TL;DR: Yes. The set of pure bipartite quantum states with Schmidt rank at least $r$ is open$^1$.
Let $S_{r}$ denote the set of all pure bipartite quantum states in $H_A\otimes H_B$ with Schmidt rank exactly $r$. Clearly, $H_A\otimes H_B=\bigcup_{i=1}^d S_i$ where $d=\min(\dim H_A, \dim H_B)$. For any $k\in\mathbb{N}$, define $S_{\leq k}=\bigcup_{i=1}^k S_i$ and $S_{\geq k}=\bigcup_{i=k}^d S_i$. I will show that all $S_{\leq k}$ are closed and all $S_{\geq k}$ are open.
Consider the map $s:H_A\otimes H_B\to\mathbb{R}^d$ which sends a pure bipartite quantum state to$^2$ the $d$-tuple of its Schmidt coefficients listed in decreasing order and padded$^3$ with zeros. Note that $s$ is continuous$^4$. Moreover, for any $k\in\mathbb{N}$ the set $\mathbb{R}^{(k)}=\mathbb{R}^k\times\{0\}^{d-k}$ is a closed subset of $\mathbb{R}^d$. But $S_{\leq k}=s^{-1}\big[\mathbb{R}^{(k)}\big]$. A continuous preimage of a closed set is itself closed, so $S_{\leq k}$ is closed. Therefore, its complement
$$
\big(S_{\leq k}\big)^c=H_A\otimes H_B\setminus S_{\leq k}=S_{\geq k+1}
$$
is open. Consequently, if $|\psi\rangle\in H_A\otimes H_B$ has Schmidt rank $r\geq 2$, then there is an $\epsilon>0$ such that every $|\phi\rangle$ with $\||\psi\rangle-|\phi\rangle\|<\epsilon$ has Schmidt rank at least $r$.

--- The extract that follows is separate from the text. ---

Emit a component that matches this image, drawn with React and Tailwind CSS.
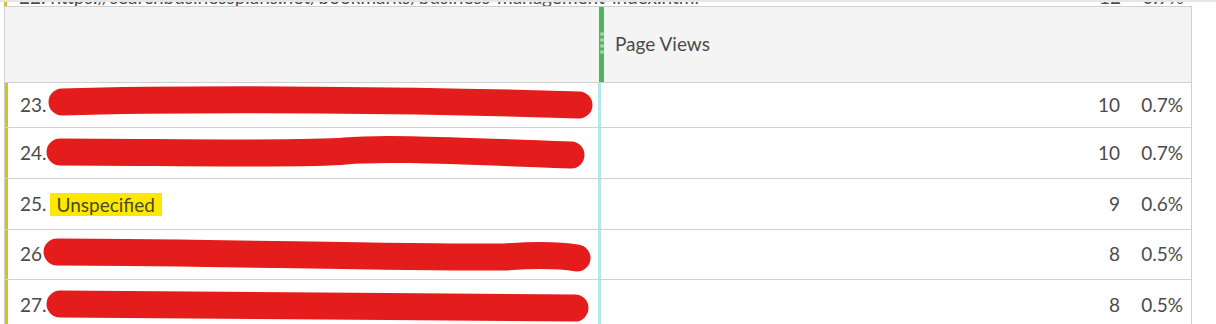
import React from 'react';

// rows of the report table; scribble = red redaction stroke drawn over the label
const rows = [
  {
    n: '23.',
    value: '10',
    pct: '0.7%',
    h: 'h-[45px]',
    scribble: 'M 57 19 C 200 15, 420 17, 574 22',
  },
  {
    n: '24.',
    value: '10',
    pct: '0.7%',
    h: 'h-[51px]',
    scribble: 'M 55 24 C 150 24, 300 27, 340 23 C 370 20, 410 21, 566 27',
  },
  { n: '25.', value: '9', pct: '0.6%', h: 'h-[51px]', label: 'Unspecified' },
  {
    n: '26',
    value: '8',
    pct: '0.5%',
    h: 'h-[50px]',
    scribble: 'M 52 22 C 200 22, 400 28, 500 27 C 540 24, 560 26, 572 28',
  },
  {
    n: '27.',
    value: '8',
    pct: '0.5%',
    h: 'h-[51px]',
    scribble: 'M 55 24 C 200 24, 400 27, 570 28',
  },
];

const Scribble = ({ d }) => (
  <svg
    className="absolute left-0 top-0 overflow-visible pointer-events-none"
    width="600"
    height="51"
    viewBox="0 0 600 51"
  >
    <path d={d} fill="none" stroke="#e41c1c" strokeWidth="27" strokeLinecap="round" />
  </svg>
);

const Row = ({ row }) => (
  <div className={`relative flex ${row.h} border-b border-[#d0d0d0]`}>
    <div className="w-[3px] bg-[#d9c022]" />
    <div className="w-[590px] flex items-center pl-[12px] text-[19px] text-[#4b4b4b]">
      <span>{row.n}</span>
      {row.label && (
        <span className="ml-[3px] px-[7px] bg-[#ffe800] text-[#4a4a20] leading-[23px]">
          {row.label}
        </span>
      )}
    </div>
    <div className="w-[3px] bg-[#b3e7ec]" />
    <div className="flex-1 flex items-center justify-end pr-[8px] text-[19px] text-[#4b4b4b]">
      <span className="mr-[11px]">{row.value}</span>
      <span className="w-[52px] text-right">{row.pct}</span>
    </div>
    {row.scribble && <Scribble d={row.scribble} />}
  </div>
);

export default function App() {
  return (
    <div className="w-[1216px] h-[324px] overflow-hidden bg-white font-['Lato',sans-serif]">
      <div className="h-[2px] bg-[#e6e6e6]" />
      <div className="ml-[4px] w-[1188px] h-[4px] flex overflow-hidden">
        <div className="w-[3px] bg-[#d9c022]" />
        <div className="w-[590px] pl-[12px] text-[19px] leading-[19px] text-[#4b4b4b] -mt-[15px] whitespace-nowrap">
          22. https://searchbusinessplans.net/bookmarks/business-management-index.html
        </div>
        <div className="w-[3px]" />
        <div className="flex-1 flex justify-end pr-[8px] text-[19px] leading-[19px] text-[#4b4b4b] -mt-[15px]">
          <span className="mr-[11px]">12</span>
          <span className="w-[52px] text-right">0.9%</span>
        </div>
      </div>
      <div className="ml-[4px] w-[1188px] border-l border-r border-[#cfcfcf]">
        <div className="flex h-[77px] bg-[#f4f4f4] border-t border-b border-[#cfcfcf]">
          <div className="w-[594px]" />
          <div className="w-[5px] bg-[#4cb55b] flex flex-col items-center justify-center gap-[2px] pb-[3px]">
            {[0, 1, 2, 3].map((i) => (
              <div key={i} className="w-[4px] h-[4px] rounded-full bg-[#9ad9a3]" />
            ))}
          </div>
          <div className="flex items-center pl-[11px] text-[19px] text-[#4b4b4b]">Page Views</div>
        </div>
        {rows.map((row) => (
          <Row key={row.n} row={row} />
        ))}
      </div>
    </div>
  );
}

$^1$ In the usual topology induced by any of the norms equivalent to the operator norm.
$^2$ The image of $s$ is actually a subset of the unit sphere in $\mathbb{R}^d$.
$^3$ Padding is needed since Schmidt coefficients are positive real numbers by definition.
$^4$ The squares of the Schmidt coefficients are the eigenvalues of the reduced density matrix. Partial trace, eigenvalues and square root are continuous.